Information provided:
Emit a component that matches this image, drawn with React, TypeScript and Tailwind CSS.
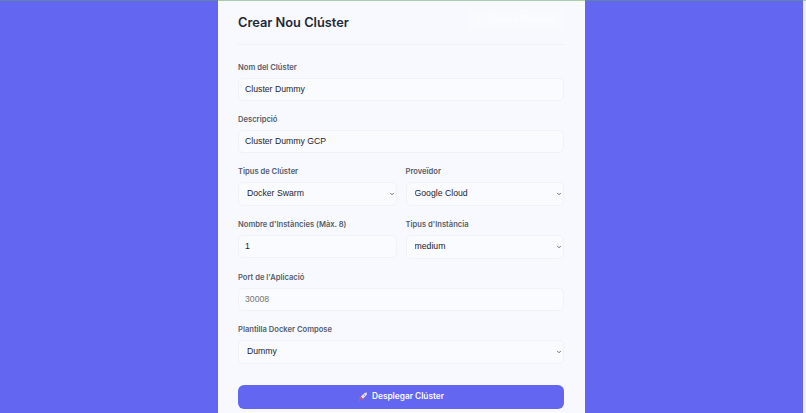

--

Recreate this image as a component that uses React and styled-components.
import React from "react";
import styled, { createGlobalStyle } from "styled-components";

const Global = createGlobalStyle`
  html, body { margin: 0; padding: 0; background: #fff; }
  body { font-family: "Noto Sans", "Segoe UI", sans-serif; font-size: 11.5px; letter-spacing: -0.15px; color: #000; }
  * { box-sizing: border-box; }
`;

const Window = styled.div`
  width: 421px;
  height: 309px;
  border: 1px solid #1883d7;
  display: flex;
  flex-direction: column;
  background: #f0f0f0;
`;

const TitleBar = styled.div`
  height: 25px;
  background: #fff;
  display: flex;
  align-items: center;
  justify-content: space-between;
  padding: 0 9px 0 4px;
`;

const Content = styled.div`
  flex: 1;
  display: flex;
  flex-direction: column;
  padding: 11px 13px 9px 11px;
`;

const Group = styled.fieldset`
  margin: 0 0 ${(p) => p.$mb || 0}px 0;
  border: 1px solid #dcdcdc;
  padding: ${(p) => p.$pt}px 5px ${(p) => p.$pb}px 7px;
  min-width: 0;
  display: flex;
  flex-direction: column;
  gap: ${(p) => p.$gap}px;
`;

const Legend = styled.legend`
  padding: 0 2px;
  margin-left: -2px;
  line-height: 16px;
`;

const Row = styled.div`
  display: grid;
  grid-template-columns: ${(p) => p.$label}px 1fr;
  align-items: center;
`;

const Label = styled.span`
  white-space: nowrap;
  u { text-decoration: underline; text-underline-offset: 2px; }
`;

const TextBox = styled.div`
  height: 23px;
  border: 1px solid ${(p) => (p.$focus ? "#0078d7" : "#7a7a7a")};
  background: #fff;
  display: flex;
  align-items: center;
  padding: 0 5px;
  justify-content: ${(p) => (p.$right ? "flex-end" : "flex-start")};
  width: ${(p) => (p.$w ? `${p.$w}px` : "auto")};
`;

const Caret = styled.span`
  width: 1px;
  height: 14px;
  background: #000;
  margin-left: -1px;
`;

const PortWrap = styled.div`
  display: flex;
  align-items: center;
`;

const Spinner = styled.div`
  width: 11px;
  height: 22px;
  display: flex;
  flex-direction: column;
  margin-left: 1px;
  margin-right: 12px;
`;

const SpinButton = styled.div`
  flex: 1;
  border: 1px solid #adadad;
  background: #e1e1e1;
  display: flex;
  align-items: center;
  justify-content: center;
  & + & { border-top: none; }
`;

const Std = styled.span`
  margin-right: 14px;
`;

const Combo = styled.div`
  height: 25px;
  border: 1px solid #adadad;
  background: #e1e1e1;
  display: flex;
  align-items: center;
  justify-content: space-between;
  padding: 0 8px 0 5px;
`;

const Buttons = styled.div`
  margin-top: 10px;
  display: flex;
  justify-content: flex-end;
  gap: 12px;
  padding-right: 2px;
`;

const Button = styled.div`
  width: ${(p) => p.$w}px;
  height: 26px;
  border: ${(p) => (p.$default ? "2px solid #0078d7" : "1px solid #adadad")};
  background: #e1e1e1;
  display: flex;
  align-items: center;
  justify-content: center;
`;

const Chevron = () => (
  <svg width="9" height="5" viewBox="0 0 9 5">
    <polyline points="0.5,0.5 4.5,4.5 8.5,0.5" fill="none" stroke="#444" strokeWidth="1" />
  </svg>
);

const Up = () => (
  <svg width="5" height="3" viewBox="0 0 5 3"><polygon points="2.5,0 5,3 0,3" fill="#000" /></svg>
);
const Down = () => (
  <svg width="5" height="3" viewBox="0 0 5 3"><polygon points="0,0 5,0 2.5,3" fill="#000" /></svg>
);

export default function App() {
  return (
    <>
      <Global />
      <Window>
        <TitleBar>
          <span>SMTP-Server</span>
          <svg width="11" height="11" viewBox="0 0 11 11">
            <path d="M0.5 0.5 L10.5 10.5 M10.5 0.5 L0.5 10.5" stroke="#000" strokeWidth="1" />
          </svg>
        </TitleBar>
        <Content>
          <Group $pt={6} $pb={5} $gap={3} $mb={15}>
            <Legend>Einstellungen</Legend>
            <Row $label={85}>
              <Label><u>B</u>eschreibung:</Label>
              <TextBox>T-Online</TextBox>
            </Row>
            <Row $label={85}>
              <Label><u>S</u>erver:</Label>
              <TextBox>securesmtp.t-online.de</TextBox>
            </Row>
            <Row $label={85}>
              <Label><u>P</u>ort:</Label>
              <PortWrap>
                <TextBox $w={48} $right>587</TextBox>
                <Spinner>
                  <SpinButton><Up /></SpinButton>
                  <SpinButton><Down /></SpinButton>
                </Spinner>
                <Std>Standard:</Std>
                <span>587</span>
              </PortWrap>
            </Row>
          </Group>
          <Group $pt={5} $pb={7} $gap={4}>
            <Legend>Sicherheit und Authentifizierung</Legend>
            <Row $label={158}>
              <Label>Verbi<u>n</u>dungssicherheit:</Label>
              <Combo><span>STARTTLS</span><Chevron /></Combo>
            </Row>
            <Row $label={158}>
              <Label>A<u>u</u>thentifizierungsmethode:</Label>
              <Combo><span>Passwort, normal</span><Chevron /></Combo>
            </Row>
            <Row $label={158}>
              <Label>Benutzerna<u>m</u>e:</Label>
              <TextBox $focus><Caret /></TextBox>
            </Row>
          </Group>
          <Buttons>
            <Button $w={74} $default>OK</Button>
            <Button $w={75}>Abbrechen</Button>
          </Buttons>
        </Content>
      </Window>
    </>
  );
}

Direction: Gather up the lines containing the word "React" from these records and copy them.

Reply:
Emit a component that matches this image, drawn with React, TypeScript and Tailwind CSS.
Recreate this image as a component that uses React and styled-components.
import React from "react";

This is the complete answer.